Start of DATASET SECTION
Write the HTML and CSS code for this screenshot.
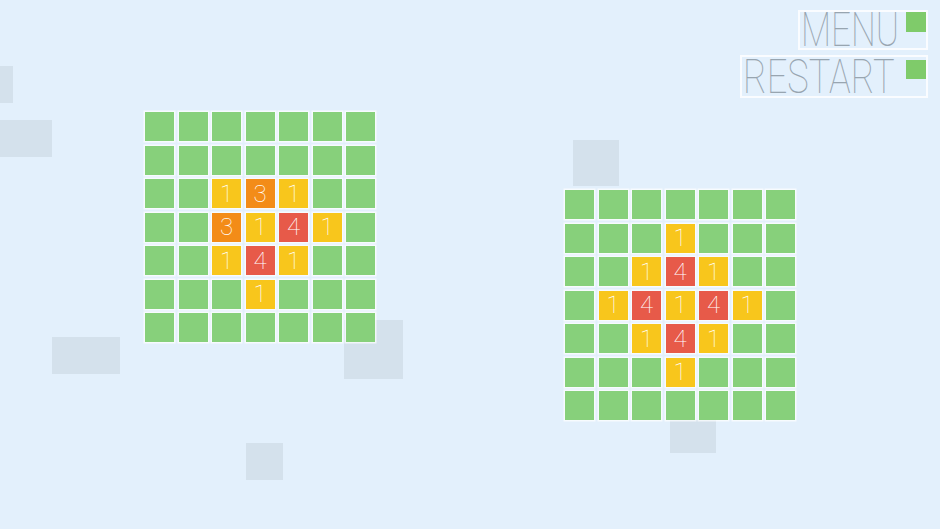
FILE: index.html
```html
<!DOCTYPE html>
<html>
<head>
<meta charset="utf-8">
<link rel="stylesheet" href="styles.css">
</head>
<body>
<div class="stage">
  <div class="bg-sq sq1"></div>
  <div class="bg-sq sq2"></div>
  <div class="bg-sq sq3"></div>
  <div class="bg-sq sq4"></div>
  <div class="bg-sq sq5"></div>
  <div class="bg-sq sq6"></div>
  <div class="bg-sq sq7"></div>

  <div class="board board-left">
    <div class="c g"></div><div class="c g"></div><div class="c g"></div><div class="c g"></div><div class="c g"></div><div class="c g"></div><div class="c g"></div>
    <div class="c g"></div><div class="c g"></div><div class="c g"></div><div class="c g"></div><div class="c g"></div><div class="c g"></div><div class="c g"></div>
    <div class="c g"></div><div class="c g"></div><div class="c y">1</div><div class="c o">3</div><div class="c y">1</div><div class="c g"></div><div class="c g"></div>
    <div class="c g"></div><div class="c g"></div><div class="c o">3</div><div class="c y">1</div><div class="c r">4</div><div class="c y">1</div><div class="c g"></div>
    <div class="c g"></div><div class="c g"></div><div class="c y">1</div><div class="c r">4</div><div class="c y">1</div><div class="c g"></div><div class="c g"></div>
    <div class="c g"></div><div class="c g"></div><div class="c g"></div><div class="c y">1</div><div class="c g"></div><div class="c g"></div><div class="c g"></div>
    <div class="c g"></div><div class="c g"></div><div class="c g"></div><div class="c g"></div><div class="c g"></div><div class="c g"></div><div class="c g"></div>
  </div>

  <div class="board board-right">
    <div class="c g"></div><div class="c g"></div><div class="c g"></div><div class="c g"></div><div class="c g"></div><div class="c g"></div><div class="c g"></div>
    <div class="c g"></div><div class="c g"></div><div class="c g"></div><div class="c y">1</div><div class="c g"></div><div class="c g"></div><div class="c g"></div>
    <div class="c g"></div><div class="c g"></div><div class="c y">1</div><div class="c r">4</div><div class="c y">1</div><div class="c g"></div><div class="c g"></div>
    <div class="c g"></div><div class="c y">1</div><div class="c r">4</div><div class="c y">1</div><div class="c r">4</div><div class="c y">1</div><div class="c g"></div>
    <div class="c g"></div><div class="c g"></div><div class="c y">1</div><div class="c r">4</div><div class="c y">1</div><div class="c g"></div><div class="c g"></div>
    <div class="c g"></div><div class="c g"></div><div class="c g"></div><div class="c y">1</div><div class="c g"></div><div class="c g"></div><div class="c g"></div>
    <div class="c g"></div><div class="c g"></div><div class="c g"></div><div class="c g"></div><div class="c g"></div><div class="c g"></div><div class="c g"></div>
  </div>

  <nav class="menu">
    <div class="btn btn-menu"><span class="label"><span class="txt">MENU</span></span><span class="mark"></span></div>
    <div class="btn btn-restart"><span class="label"><span class="txt">RESTART</span></span><span class="mark"></span></div>
  </nav>
</div>
</body>
</html>
```

FILE: styles.css
```css
html, body {
  margin: 0;
  padding: 0;
  background: #e3f0fc;
}

.stage {
  position: relative;
  width: 940px;
  height: 529px;
  overflow: hidden;
  background: #e3f0fc;
  font-family: Roboto, Inter, "Noto Sans", sans-serif;
}

.bg-sq {
  position: absolute;
  background: #d4e1ec;
}
.sq1 { left: 0;     top: 66px;  width: 13px; height: 37px; }
.sq2 { left: 0;     top: 120px; width: 52px; height: 37px; }
.sq3 { left: 52px;  top: 337px; width: 68px; height: 37px; }
.sq4 { left: 246px; top: 443px; width: 37px; height: 37px; }
.sq5 { left: 344px; top: 320px; width: 59px; height: 59px; }
.sq6 { left: 573px; top: 140px; width: 46px; height: 46px; }
.sq7 { left: 670px; top: 420px; width: 46px; height: 33px; }

.board {
  position: absolute;
  display: grid;
  grid-template-columns: repeat(7, 29px);
  grid-template-rows: repeat(7, 29px);
  gap: 4.5px;
}
.board-left  { left: 145px; top: 112px; }
.board-right { left: 565px; top: 190px; }

.c {
  display: flex;
  align-items: center;
  justify-content: center;
  color: #fff;
  font-size: 24px;
  font-weight: 100;
  line-height: 1;
  box-shadow: 0 0 0 1.5px rgba(255, 255, 255, 0.7);
}
.g { background: #87d07b; }
.y { background: #f8c61c; }
.o { background: #f38c18; }
.r { background: #e75a49; }

.menu {
  position: absolute;
  top: 10px;
  right: 12px;
  display: flex;
  flex-direction: column;
  align-items: flex-end;
  gap: 5px;
}

.btn {
  display: flex;
  justify-content: space-between;
  align-items: flex-start;
  border: 2px solid rgba(255, 255, 255, 0.8);
  box-sizing: border-box;
  color: #98a5b0;
  font-weight: 100;
  font-size: 48px;
}
.btn-menu    { width: 130px; height: 40px; line-height: 36px; }
.btn-restart { width: 188px; height: 43px; line-height: 40px; }

.label {
  display: block;
  white-space: nowrap;
  padding-left: 1px;
}
.btn-menu .label    { width: 100px; }
.btn-restart .label { width: 158px; }

.txt {
  display: inline-block;
  transform-origin: left center;
}
.btn-menu .txt    { transform: scaleX(0.73); }
.btn-restart .txt { transform: scaleX(0.755); }

.mark {
  display: block;
  width: 20px;
  height: 20px;
  background: #7fcb6a;
  flex: none;
}
.btn-restart .mark { margin-top: 3px; height: 19px; }
```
End of DATASET SECTION
Omit any images, then output the listing exactly.

FULL ANSWER:
Write the HTML and CSS code for this screenshot.
FILE: index.html
```html
<!DOCTYPE html>
<html>
<head>
<meta charset="utf-8">
<link rel="stylesheet" href="styles.css">
</head>
<body>
<div class="stage">
  <div class="bg-sq sq1"></div>
  <div class="bg-sq sq2"></div>
  <div class="bg-sq sq3"></div>
  <div class="bg-sq sq4"></div>
  <div class="bg-sq sq5"></div>
  <div class="bg-sq sq6"></div>
  <div class="bg-sq sq7"></div>

  <div class="board board-left">
    <div class="c g"></div><div class="c g"></div><div class="c g"></div><div class="c g"></div><div class="c g"></div><div class="c g"></div><div class="c g"></div>
    <div class="c g"></div><div class="c g"></div><div class="c g"></div><div class="c g"></div><div class="c g"></div><div class="c g"></div><div class="c g"></div>
    <div class="c g"></div><div class="c g"></div><div class="c y">1</div><div class="c o">3</div><div class="c y">1</div><div class="c g"></div><div class="c g"></div>
    <div class="c g"></div><div class="c g"></div><div class="c o">3</div><div class="c y">1</div><div class="c r">4</div><div class="c y">1</div><div class="c g"></div>
    <div class="c g"></div><div class="c g"></div><div class="c y">1</div><div class="c r">4</div><div class="c y">1</div><div class="c g"></div><div class="c g"></div>
    <div class="c g"></div><div class="c g"></div><div class="c g"></div><div class="c y">1</div><div class="c g"></div><div class="c g"></div><div class="c g"></div>
    <div class="c g"></div><div class="c g"></div><div class="c g"></div><div class="c g"></div><div class="c g"></div><div class="c g"></div><div class="c g"></div>
  </div>

  <div class="board board-right">
    <div class="c g"></div><div class="c g"></div><div class="c g"></div><div class="c g"></div><div class="c g"></div><div class="c g"></div><div class="c g"></div>
    <div class="c g"></div><div class="c g"></div><div class="c g"></div><div class="c y">1</div><div class="c g"></div><div class="c g"></div><div class="c g"></div>
    <div class="c g"></div><div class="c g"></div><div class="c y">1</div><div class="c r">4</div><div class="c y">1</div><div class="c g"></div><div class="c g"></div>
    <div class="c g"></div><div class="c y">1</div><div class="c r">4</div><div class="c y">1</div><div class="c r">4</div><div class="c y">1</div><div class="c g"></div>
    <div class="c g"></div><div class="c g"></div><div class="c y">1</div><div class="c r">4</div><div class="c y">1</div><div class="c g"></div><div class="c g"></div>
    <div class="c g"></div><div class="c g"></div><div class="c g"></div><div class="c y">1</div><div class="c g"></div><div class="c g"></div><div class="c g"></div>
    <div class="c g"></div><div class="c g"></div><div class="c g"></div><div class="c g"></div><div class="c g"></div><div class="c g"></div><div class="c g"></div>
  </div>

  <nav class="menu">
    <div class="btn btn-menu"><span class="label"><span class="txt">MENU</span></span><span class="mark"></span></div>
    <div class="btn btn-restart"><span class="label"><span class="txt">RESTART</span></span><span class="mark"></span></div>
  </nav>
</div>
</body>
</html>
```

FILE: styles.css
```css
html, body {
  margin: 0;
  padding: 0;
  background: #e3f0fc;
}

.stage {
  position: relative;
  width: 940px;
  height: 529px;
  overflow: hidden;
  background: #e3f0fc;
  font-family: Roboto, Inter, "Noto Sans", sans-serif;
}

.bg-sq {
  position: absolute;
  background: #d4e1ec;
}
.sq1 { left: 0;     top: 66px;  width: 13px; height: 37px; }
.sq2 { left: 0;     top: 120px; width: 52px; height: 37px; }
.sq3 { left: 52px;  top: 337px; width: 68px; height: 37px; }
.sq4 { left: 246px; top: 443px; width: 37px; height: 37px; }
.sq5 { left: 344px; top: 320px; width: 59px; height: 59px; }
.sq6 { left: 573px; top: 140px; width: 46px; height: 46px; }
.sq7 { left: 670px; top: 420px; width: 46px; height: 33px; }

.board {
  position: absolute;
  display: grid;
  grid-template-columns: repeat(7, 29px);
  grid-template-rows: repeat(7, 29px);
  gap: 4.5px;
}
.board-left  { left: 145px; top: 112px; }
.board-right { left: 565px; top: 190px; }

.c {
  display: flex;
  align-items: center;
  justify-content: center;
  color: #fff;
  font-size: 24px;
  font-weight: 100;
  line-height: 1;
  box-shadow: 0 0 0 1.5px rgba(255, 255, 255, 0.7);
}
.g { background: #87d07b; }
.y { background: #f8c61c; }
.o { background: #f38c18; }
.r { background: #e75a49; }

.menu {
  position: absolute;
  top: 10px;
  right: 12px;
  display: flex;
  flex-direction: column;
  align-items: flex-end;
  gap: 5px;
}

.btn {
  display: flex;
  justify-content: space-between;
  align-items: flex-start;
  border: 2px solid rgba(255, 255, 255, 0.8);
  box-sizing: border-box;
  color: #98a5b0;
  font-weight: 100;
  font-size: 48px;
}
.btn-menu    { width: 130px; height: 40px; line-height: 36px; }
.btn-restart { width: 188px; height: 43px; line-height: 40px; }

.label {
  display: block;
  white-space: nowrap;
  padding-left: 1px;
}
.btn-menu .label    { width: 100px; }
.btn-restart .label { width: 158px; }

.txt {
  display: inline-block;
  transform-origin: left center;
}
.btn-menu .txt    { transform: scaleX(0.73); }
.btn-restart .txt { transform: scaleX(0.755); }

.mark {
  display: block;
  width: 20px;
  height: 20px;
  background: #7fcb6a;
  flex: none;
}
.btn-restart .mark { margin-top: 3px; height: 19px; }
```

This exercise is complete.